The Internet of Things is the future, but it’s also key to the past. Yes, its main function may be to make environments and objects more reactive to our needs through the use of various connected sensors, but increasingly these sensors are being used to monitor historic buildings and structures. And thanks to such monitoring, we’re getting better at preserving the world’s heritage, using future technology to keep us connected to our collective past.

One of the most high profile examples of such use first emerged in May 2016, when part of the embankment of the river Arno in Florence collapsed, putting the world-renowned Ponte Vecchio bridge in jeopardy of a similar fate. Responding to this threat, the Geology Department of the University of Florence installed a system of geotechnical sensors to monitor the 14th-Century bridge, which is a UNESCO World Heritage site. The system to remotely collect real-time data from these sensors was provided by Worldsensing, a Barcelona-based IoT firm whose Loadsensing remote monitoring system was installed across the 32-metre bridge in the form of numerous wireless sensors.

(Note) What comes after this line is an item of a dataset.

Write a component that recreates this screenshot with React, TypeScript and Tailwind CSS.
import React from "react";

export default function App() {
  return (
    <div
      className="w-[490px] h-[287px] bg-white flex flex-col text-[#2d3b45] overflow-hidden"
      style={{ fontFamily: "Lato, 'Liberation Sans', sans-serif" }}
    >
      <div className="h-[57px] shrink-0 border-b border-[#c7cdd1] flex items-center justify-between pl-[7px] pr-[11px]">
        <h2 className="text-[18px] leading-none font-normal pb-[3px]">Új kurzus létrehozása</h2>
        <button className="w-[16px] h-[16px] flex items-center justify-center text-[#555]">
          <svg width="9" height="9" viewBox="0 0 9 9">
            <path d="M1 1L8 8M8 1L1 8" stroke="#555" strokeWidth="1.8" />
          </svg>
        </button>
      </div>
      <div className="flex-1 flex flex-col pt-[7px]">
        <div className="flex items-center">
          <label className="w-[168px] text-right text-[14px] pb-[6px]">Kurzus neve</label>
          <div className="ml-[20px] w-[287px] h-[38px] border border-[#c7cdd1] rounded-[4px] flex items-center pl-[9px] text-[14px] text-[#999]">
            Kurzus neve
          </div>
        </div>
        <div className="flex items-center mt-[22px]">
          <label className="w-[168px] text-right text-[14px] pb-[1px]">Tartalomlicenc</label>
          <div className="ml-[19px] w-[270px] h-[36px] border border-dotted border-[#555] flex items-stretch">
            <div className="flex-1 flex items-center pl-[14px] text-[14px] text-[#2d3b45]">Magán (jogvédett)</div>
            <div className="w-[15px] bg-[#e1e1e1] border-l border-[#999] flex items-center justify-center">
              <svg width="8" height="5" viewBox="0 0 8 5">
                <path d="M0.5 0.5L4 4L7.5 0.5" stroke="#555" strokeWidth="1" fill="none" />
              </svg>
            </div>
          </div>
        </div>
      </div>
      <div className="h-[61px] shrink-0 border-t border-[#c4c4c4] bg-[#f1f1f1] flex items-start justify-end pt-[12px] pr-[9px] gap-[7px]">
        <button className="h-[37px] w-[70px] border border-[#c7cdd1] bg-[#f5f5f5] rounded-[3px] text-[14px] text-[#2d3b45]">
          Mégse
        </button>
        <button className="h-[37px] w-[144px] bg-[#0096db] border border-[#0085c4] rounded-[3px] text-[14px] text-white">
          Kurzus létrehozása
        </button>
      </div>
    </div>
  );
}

These sensors track the stability of the bridge and of the surrounding land in real-time, ensuring that Ponte Vecchio isn’t at risk of subsidence or collapse. They send a steady stream of data back to operators elsewhere in Florence, who check incoming information using Loadsensing’s Software Suite, which in turn is powered at the backend by the time-series database developed by California-based company InfluxData. By checking data in real-time, Florence City Council could respond proactively in cases of danger, thereby helping to preserve the life of the bridge and helping to keep everyone who uses and visits it safe.

“Using the power of the IoT, we are able to bring that data faster, in a more secure way, to a centralized system, where you can cross-reference that data with other signals,” explains Worldsensing CTO Albert Zaragoza, speaking to me in October at the IoT World Solutions Congress. “Previously each one of the devices and departments operated in silos. Currently, using IoT technologies once you have an event or an alert, cities and companies are able to respond faster, preventing disasters that otherwise would have been ignored or not detected due to the lack of visibility from the other systems.”

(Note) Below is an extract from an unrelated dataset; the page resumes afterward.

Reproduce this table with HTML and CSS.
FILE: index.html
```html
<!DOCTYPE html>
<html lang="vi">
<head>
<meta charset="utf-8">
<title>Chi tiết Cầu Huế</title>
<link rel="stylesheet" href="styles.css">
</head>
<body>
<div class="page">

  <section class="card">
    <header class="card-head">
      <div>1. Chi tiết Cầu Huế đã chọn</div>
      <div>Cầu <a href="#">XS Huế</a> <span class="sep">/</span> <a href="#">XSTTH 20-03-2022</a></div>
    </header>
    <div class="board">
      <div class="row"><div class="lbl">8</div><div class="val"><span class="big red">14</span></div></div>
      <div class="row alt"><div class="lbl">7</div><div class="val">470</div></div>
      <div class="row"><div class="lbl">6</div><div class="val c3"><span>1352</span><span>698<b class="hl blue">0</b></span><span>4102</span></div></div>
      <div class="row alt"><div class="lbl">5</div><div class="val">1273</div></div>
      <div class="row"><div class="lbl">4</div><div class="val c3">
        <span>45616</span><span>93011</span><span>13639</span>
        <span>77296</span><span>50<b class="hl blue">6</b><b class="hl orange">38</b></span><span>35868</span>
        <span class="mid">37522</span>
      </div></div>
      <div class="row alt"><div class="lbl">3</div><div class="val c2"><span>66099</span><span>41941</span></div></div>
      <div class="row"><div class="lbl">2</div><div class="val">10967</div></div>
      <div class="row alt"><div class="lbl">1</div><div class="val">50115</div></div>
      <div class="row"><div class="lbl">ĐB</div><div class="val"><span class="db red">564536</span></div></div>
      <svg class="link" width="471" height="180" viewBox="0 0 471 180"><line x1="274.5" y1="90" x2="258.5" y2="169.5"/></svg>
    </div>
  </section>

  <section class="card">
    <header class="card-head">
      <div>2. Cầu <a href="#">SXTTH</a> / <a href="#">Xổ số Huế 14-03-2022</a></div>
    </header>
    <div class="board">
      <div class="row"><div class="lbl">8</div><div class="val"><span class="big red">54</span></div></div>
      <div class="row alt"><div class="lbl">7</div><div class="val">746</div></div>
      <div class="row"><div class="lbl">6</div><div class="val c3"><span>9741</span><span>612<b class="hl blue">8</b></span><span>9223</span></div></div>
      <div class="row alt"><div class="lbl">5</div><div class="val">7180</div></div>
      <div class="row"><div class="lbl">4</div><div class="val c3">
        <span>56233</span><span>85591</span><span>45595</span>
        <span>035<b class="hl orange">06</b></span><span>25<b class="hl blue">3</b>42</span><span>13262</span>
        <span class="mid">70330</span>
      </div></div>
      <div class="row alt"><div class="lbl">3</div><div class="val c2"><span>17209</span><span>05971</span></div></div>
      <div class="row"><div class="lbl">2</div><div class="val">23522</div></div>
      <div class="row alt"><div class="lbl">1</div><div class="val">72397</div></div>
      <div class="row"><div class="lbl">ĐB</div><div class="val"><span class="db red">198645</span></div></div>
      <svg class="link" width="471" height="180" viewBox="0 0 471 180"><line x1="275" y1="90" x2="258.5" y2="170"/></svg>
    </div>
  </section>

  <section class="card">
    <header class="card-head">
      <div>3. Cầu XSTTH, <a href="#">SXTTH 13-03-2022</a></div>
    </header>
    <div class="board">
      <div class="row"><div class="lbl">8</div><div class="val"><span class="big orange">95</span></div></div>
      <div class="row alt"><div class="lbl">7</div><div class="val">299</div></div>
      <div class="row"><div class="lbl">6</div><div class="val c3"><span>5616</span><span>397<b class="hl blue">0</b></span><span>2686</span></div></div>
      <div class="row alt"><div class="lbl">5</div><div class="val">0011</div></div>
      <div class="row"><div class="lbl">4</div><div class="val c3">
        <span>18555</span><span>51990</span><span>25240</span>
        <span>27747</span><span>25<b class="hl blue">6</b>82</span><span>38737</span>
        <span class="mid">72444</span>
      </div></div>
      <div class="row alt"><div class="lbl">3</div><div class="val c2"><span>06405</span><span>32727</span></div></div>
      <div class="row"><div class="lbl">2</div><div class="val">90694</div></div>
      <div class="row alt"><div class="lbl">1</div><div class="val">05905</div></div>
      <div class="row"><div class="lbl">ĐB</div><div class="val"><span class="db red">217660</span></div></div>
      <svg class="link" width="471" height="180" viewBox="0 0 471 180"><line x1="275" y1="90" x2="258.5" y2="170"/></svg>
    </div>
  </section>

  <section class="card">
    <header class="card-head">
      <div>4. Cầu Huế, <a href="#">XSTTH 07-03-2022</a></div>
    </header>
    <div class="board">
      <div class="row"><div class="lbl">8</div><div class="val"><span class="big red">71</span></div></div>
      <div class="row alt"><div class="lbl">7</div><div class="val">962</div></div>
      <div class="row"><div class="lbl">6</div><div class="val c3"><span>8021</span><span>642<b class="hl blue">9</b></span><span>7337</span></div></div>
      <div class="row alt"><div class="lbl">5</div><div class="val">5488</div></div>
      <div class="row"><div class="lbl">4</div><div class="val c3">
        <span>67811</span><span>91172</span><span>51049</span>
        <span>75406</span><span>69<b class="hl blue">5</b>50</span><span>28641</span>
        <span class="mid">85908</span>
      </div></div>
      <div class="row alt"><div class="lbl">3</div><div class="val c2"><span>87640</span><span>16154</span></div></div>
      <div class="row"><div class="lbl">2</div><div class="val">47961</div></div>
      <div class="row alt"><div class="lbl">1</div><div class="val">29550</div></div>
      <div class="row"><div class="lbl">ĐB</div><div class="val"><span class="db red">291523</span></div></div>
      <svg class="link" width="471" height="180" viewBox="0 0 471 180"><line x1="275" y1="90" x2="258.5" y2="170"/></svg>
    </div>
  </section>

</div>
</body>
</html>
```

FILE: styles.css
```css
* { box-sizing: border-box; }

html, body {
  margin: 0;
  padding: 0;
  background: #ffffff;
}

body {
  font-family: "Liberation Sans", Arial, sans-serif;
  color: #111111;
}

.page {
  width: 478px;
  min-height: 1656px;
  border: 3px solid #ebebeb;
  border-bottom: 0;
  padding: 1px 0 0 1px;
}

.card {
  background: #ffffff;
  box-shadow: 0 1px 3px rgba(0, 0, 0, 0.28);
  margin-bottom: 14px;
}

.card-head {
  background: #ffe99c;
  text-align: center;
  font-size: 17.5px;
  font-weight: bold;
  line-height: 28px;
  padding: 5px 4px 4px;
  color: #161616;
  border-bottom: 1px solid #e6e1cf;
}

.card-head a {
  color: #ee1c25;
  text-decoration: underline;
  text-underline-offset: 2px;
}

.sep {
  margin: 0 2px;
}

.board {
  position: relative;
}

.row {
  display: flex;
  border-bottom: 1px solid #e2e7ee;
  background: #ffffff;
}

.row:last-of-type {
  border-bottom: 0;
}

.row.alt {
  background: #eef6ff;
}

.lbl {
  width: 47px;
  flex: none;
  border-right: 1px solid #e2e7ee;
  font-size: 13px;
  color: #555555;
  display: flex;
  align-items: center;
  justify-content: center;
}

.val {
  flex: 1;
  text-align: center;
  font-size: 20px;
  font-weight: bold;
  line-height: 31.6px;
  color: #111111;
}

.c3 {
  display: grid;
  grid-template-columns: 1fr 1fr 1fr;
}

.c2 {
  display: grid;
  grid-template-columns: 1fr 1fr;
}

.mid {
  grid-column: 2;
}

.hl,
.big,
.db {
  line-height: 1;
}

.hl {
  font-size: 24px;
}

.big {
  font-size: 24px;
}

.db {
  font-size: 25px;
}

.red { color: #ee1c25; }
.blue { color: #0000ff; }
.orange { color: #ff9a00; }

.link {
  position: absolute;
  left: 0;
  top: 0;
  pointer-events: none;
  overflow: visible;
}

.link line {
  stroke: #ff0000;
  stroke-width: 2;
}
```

Ponte Vecchio isn’t the only example of world history being protected by IoT technology. English Heritage has also turned to the IoT in recent years, having enlisted the help of Oxford-based technology firm Shepherd to monitor several of the historic English buildings it maintains.

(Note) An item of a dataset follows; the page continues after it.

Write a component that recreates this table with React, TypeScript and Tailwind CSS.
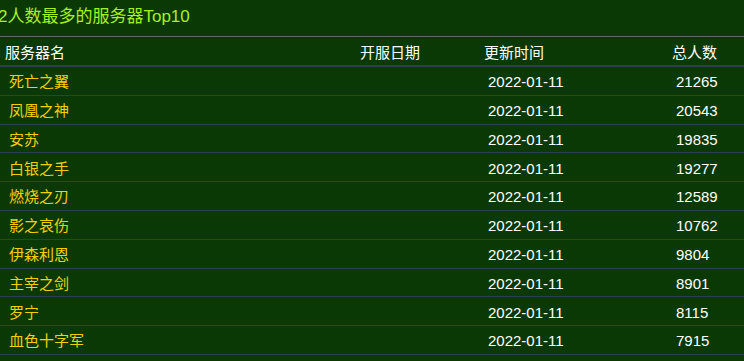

Using Shepherd’s technology, English Heritage can monitor individual rooms in their buildings. Shepherd’s systems transmit thousands of data points related to the integrity of a building’s fabric, to its environmental conditions, and to the operations of other devices (such as electrical appliances). By compiling this data through a single portal, the charity organization can construct a clearer idea of which buildings and structures need repair and which don’t, in the process driving down their costs.

It’s not only historical buildings that can be preserved using IoT technology, but historical artefacts and artworks. In July, digital services firm Libelium announced that it had partnered with the Huesca Museum in Spain to monitor the environmental conditions in which priceless works are exhibited. Using Libelium‘s Plug & Sense devices, the museum is able to maintain a real-time record of the humidity and light in any given exhibition room, something which is vital if centuries-old pieces are to be preserved for generations to come.

It’s clear that, as IoT devices and platforms becoming more prevalent and more affordable, there will be a significant increase in the numbers of governments, charities and museums using the Internet of Things to preserve the world’s history. As such, this represents at least one case where, rather than being disruptive, new technology will be conservative and protective. Yes, future technology will most likely change how we live, but by helping to keep us connected with our pasts, it should still help us remember what’s most valuable and important to us.